▸ Information provided

════════════════════

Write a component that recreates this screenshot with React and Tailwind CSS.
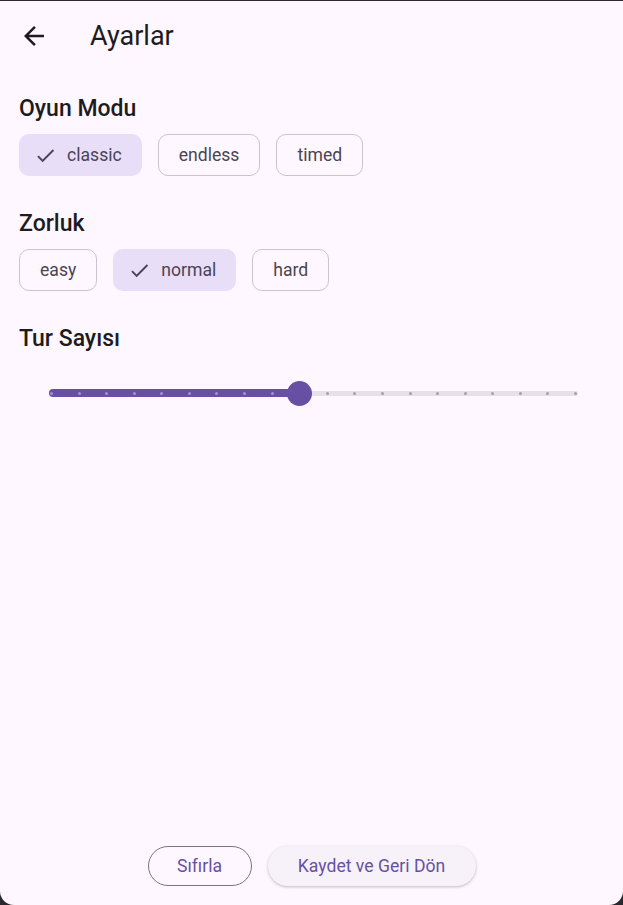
import React, { useState } from "react";

const ArrowBack = () => (
  <svg width="30" height="30" viewBox="0 0 24 24" fill="#1d1b20">
    <path d="M20 11H7.83l5.59-5.59L12 4l-8 8 8 8 1.41-1.41L7.83 13H20v-2z" />
  </svg>
);

const Check = () => (
  <svg width="23" height="23" viewBox="0 0 24 24" fill="#4a4458">
    <path d="M9 16.17L4.83 12l-1.42 1.41L9 19 21 7l-1.41-1.41z" />
  </svg>
);

const Chip = ({ label, selected, onClick }) =>
  selected ? (
    <button
      onClick={onClick}
      className="h-[42px] flex items-center gap-[10px] pl-[15px] pr-[20px] rounded-[10px] bg-[#e8def8] text-[#4a4458] text-[17.6px]"
    >
      <Check />
      <span>{label}</span>
    </button>
  ) : (
    <button
      onClick={onClick}
      className="h-[42px] flex items-center px-[20px] rounded-[10px] border border-[#cac4d0] text-[#49454f] text-[17.6px]"
    >
      {label}
    </button>
  );

const Slider = ({ value, steps }) => {
  const pct = (value / (steps - 1)) * 100;
  return (
    <div className="h-[60px] ml-[30px] mr-[26px] flex items-center">
      <div className="relative w-full h-[8px] flex items-center">
        <div className="absolute left-0 right-0 h-[5px] rounded-full bg-[#e6e0e9]" />
        <div
          className="absolute left-0 h-[8px] rounded-full bg-[#6750a4]"
          style={{ width: `${pct}%` }}
        />
        <div className="relative w-full flex justify-between px-[1px]">
          {Array.from({ length: steps }).map((_, i) => (
            <span
              key={i}
              className={
                "w-[3px] h-[3px] rounded-full " +
                (i <= value ? "bg-[#a392d0]" : "bg-[#a59fab]")
              }
            />
          ))}
        </div>
        <div
          className="absolute w-[25px] h-[25px] -ml-[12.5px] rounded-full bg-[#6750a4]"
          style={{ left: `${pct}%` }}
        />
      </div>
    </div>
  );
};

export default function App() {
  const [mode, setMode] = useState("classic");
  const [level, setLevel] = useState("normal");

  return (
    <div
      className="bg-[#2b2930] pt-px h-[905px]"
      style={{ fontFamily: "Roboto, 'Noto Sans', sans-serif" }}
    >
      <div className="h-[904px] rounded-b-[14px] bg-[#fef7ff] flex flex-col">
        {/* App bar */}
        <div className="h-[70px] flex items-center pl-[19px]">
          <ArrowBack />
          <h1 className="ml-[41px] text-[27px] text-[#1d1b20] leading-none">Ayarlar</h1>
        </div>

        {/* Body */}
        <div className="flex-1 px-[19px] pt-[21px]">
          <h2 className="h-[30px] pt-[4px] flex items-center text-[23px] font-medium text-[#1d1b20]">
            Oyun Modu
          </h2>
          <div className="mt-[12px] flex gap-[16px]">
            {["classic", "endless", "timed"].map((m) => (
              <Chip key={m} label={m} selected={mode === m} onClick={() => setMode(m)} />
            ))}
          </div>

          <h2 className="mt-[31px] h-[30px] pt-[4px] flex items-center text-[23px] font-medium text-[#1d1b20]">
            Zorluk
          </h2>
          <div className="mt-[12px] flex gap-[16px]">
            {["easy", "normal", "hard"].map((l) => (
              <Chip key={l} label={l} selected={level === l} onClick={() => setLevel(l)} />
            ))}
          </div>

          <h2 className="mt-[32px] h-[30px] pt-[3px] flex items-center text-[23px] font-medium text-[#1d1b20]">
            Tur Sayısı
          </h2>
          <div className="mt-[10px]">
            <Slider value={9} steps={20} />
          </div>
        </div>

        {/* Actions */}
        <div className="flex justify-center gap-[16px] pb-[19px]">
          <button className="h-[40px] w-[104px] rounded-full border border-[#79747e] text-[#6750a4] text-[17.6px]">
            Sıfırla
          </button>
          <button className="h-[40px] w-[208px] rounded-full bg-[#f7f2fa] text-[#6750a4] text-[17.6px] shadow-[0_1px_3px_rgba(0,0,0,0.25)]">
            Kaydet ve Geri Dön
          </button>
        </div>
      </div>
    </div>
  );
}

════════════════════

▸ Given exercise
Omit the pictures and give the material again, exactly and in full.

▸ Reply
Write a component that recreates this screenshot with React and Tailwind CSS.
import React, { useState } from "react";

const ArrowBack = () => (
  <svg width="30" height="30" viewBox="0 0 24 24" fill="#1d1b20">
    <path d="M20 11H7.83l5.59-5.59L12 4l-8 8 8 8 1.41-1.41L7.83 13H20v-2z" />
  </svg>
);

const Check = () => (
  <svg width="23" height="23" viewBox="0 0 24 24" fill="#4a4458">
    <path d="M9 16.17L4.83 12l-1.42 1.41L9 19 21 7l-1.41-1.41z" />
  </svg>
);

const Chip = ({ label, selected, onClick }) =>
  selected ? (
    <button
      onClick={onClick}
      className="h-[42px] flex items-center gap-[10px] pl-[15px] pr-[20px] rounded-[10px] bg-[#e8def8] text-[#4a4458] text-[17.6px]"
    >
      <Check />
      <span>{label}</span>
    </button>
  ) : (
    <button
      onClick={onClick}
      className="h-[42px] flex items-center px-[20px] rounded-[10px] border border-[#cac4d0] text-[#49454f] text-[17.6px]"
    >
      {label}
    </button>
  );

const Slider = ({ value, steps }) => {
  const pct = (value / (steps - 1)) * 100;
  return (
    <div className="h-[60px] ml-[30px] mr-[26px] flex items-center">
      <div className="relative w-full h-[8px] flex items-center">
        <div className="absolute left-0 right-0 h-[5px] rounded-full bg-[#e6e0e9]" />
        <div
          className="absolute left-0 h-[8px] rounded-full bg-[#6750a4]"
          style={{ width: `${pct}%` }}
        />
        <div className="relative w-full flex justify-between px-[1px]">
          {Array.from({ length: steps }).map((_, i) => (
            <span
              key={i}
              className={
                "w-[3px] h-[3px] rounded-full " +
                (i <= value ? "bg-[#a392d0]" : "bg-[#a59fab]")
              }
            />
          ))}
        </div>
        <div
          className="absolute w-[25px] h-[25px] -ml-[12.5px] rounded-full bg-[#6750a4]"
          style={{ left: `${pct}%` }}
        />
      </div>
    </div>
  );
};

export default function App() {
  const [mode, setMode] = useState("classic");
  const [level, setLevel] = useState("normal");

  return (
    <div
      className="bg-[#2b2930] pt-px h-[905px]"
      style={{ fontFamily: "Roboto, 'Noto Sans', sans-serif" }}
    >
      <div className="h-[904px] rounded-b-[14px] bg-[#fef7ff] flex flex-col">
        {/* App bar */}
        <div className="h-[70px] flex items-center pl-[19px]">
          <ArrowBack />
          <h1 className="ml-[41px] text-[27px] text-[#1d1b20] leading-none">Ayarlar</h1>
        </div>

        {/* Body */}
        <div className="flex-1 px-[19px] pt-[21px]">
          <h2 className="h-[30px] pt-[4px] flex items-center text-[23px] font-medium text-[#1d1b20]">
            Oyun Modu
          </h2>
          <div className="mt-[12px] flex gap-[16px]">
            {["classic", "endless", "timed"].map((m) => (
              <Chip key={m} label={m} selected={mode === m} onClick={() => setMode(m)} />
            ))}
          </div>

          <h2 className="mt-[31px] h-[30px] pt-[4px] flex items-center text-[23px] font-medium text-[#1d1b20]">
            Zorluk
          </h2>
          <div className="mt-[12px] flex gap-[16px]">
            {["easy", "normal", "hard"].map((l) => (
              <Chip key={l} label={l} selected={level === l} onClick={() => setLevel(l)} />
            ))}
          </div>

          <h2 className="mt-[32px] h-[30px] pt-[3px] flex items-center text-[23px] font-medium text-[#1d1b20]">
            Tur Sayısı
          </h2>
          <div className="mt-[10px]">
            <Slider value={9} steps={20} />
          </div>
        </div>

        {/* Actions */}
        <div className="flex justify-center gap-[16px] pb-[19px]">
          <button className="h-[40px] w-[104px] rounded-full border border-[#79747e] text-[#6750a4] text-[17.6px]">
            Sıfırla
          </button>
          <button className="h-[40px] w-[208px] rounded-full bg-[#f7f2fa] text-[#6750a4] text-[17.6px] shadow-[0_1px_3px_rgba(0,0,0,0.25)]">
            Kaydet ve Geri Dön
          </button>
        </div>
      </div>
    </div>
  );
}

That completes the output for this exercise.